We knew that we were going to have to take Squirms on her first “trip” soon. The idea of traveling with an unpredictable newborn is daunting, but we knew postponing would make us lose our nerve.  So, with Grandad and Grammy by our sides, we boarded a train to Segovia with our 19 day old daughter.

 

Segovia is a town a little less than 100 km from Madrid, an approximate half hour train ride. Even though they are close in distance, the two cities couldn’t feel more different.  Madrid is a modern city that’s still hugging her history while Segovia only allows in modern life by necessity. Segovia knows tourists come to see her past.

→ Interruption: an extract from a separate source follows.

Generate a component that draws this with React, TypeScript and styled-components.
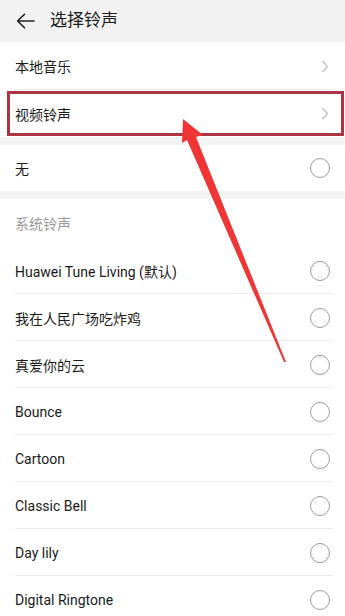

And history we saw!  As soon as we entered Segovia, we were smacked in the face with potentially the oldest piece of architecture we may ever encounter… the Roman Aquaduct.

 

Built in the FIRST century, the Aquaduct runs from the walled castle to the other side of town.  It’s visible throughout most of Segovia and man, is it a sight.  Interesting fact, if you look closely, you will see that this massive, ten story structure that was built 2000 years ago doesn’t even have mortar holding the rocks in place.  Amazing.  And look at how every stone is exactly the same shape and size.  All without modern tools.  Unbelievable.

Like many European cities, Segovia’s cobblestone streets are primarily for foot traffic.  Squirms loves a good cobblestone street and for that reason, so do we.  We took a leisurely stroll to Segovia’s Plaza Mayor, which is charming and idyllic.  It even has  a gazebo in the center.

The most eye-catching building in Plaza Mayor is the huge Segovia Cathedral.  It was built in the mid 1500s and still holds weekly services.  On the inside, there are eight chapels, an ornate ceiling and the grave of Saint Valentine (Jury is still out if it’s that Saint Valentine).  You don’t have to be religious to appreciate the devout details.  This is a place where you stand in awe.

After the cathedral, the moment I had been dreading was upon us.  Segovia is popular for three things…the Aquaduct, the Cathedral and…suckling pig.  Yep, just like the one you dissected in 9th grade Biology class.  We went to the place to have suckling pig, Meson de Candido, owned for decades by the mayor of Segovia.  Apparently he is a bit of a rock star.  Many people were standing in line to have a photo-op with him. Not sure why, but below is a picture of Dan, the mayor and Squirms. So bizarre.  🙂

I promised myself that I would try the poor piggie, which I did, and hated myself afterwards. Not for the reason you would think either.  The pig was delicious.  The meat was super tender and juicy.  I hate the possible consequences that might happen if I say how much I enjoyed it, so I will leave it at this.  There is a reason why this is one of the things Segovia is known for and if you happen to visit Segovia, do yourself a favor.  (Sorry piggies)

We had such a nice day that we will be visiting Segovia again this summer when two of my favorite humans join us for the month of July.  Apparently the Cathedral at night is too gorgeous to miss.

So…are we crazy for traveling with an opinionated infant?  Maybe… but Squirms did so well that we’ve decided to push the envelope.  Next week, we take our first weekend getaway.  The destination?  Valencia!

 

6 thoughts on “Segovia

  1. Hi, Nancy– I loved reading this because I studied abroad in Segovia and Valencia during undergrad. We called a certain street Jamon Avenue (not sure how to do accent marks in WordPress), and before every movie showing there was an ad for a suckling pig catered feast– so much pig.I hope you enjoy the rest of your travels with the newest member of your family!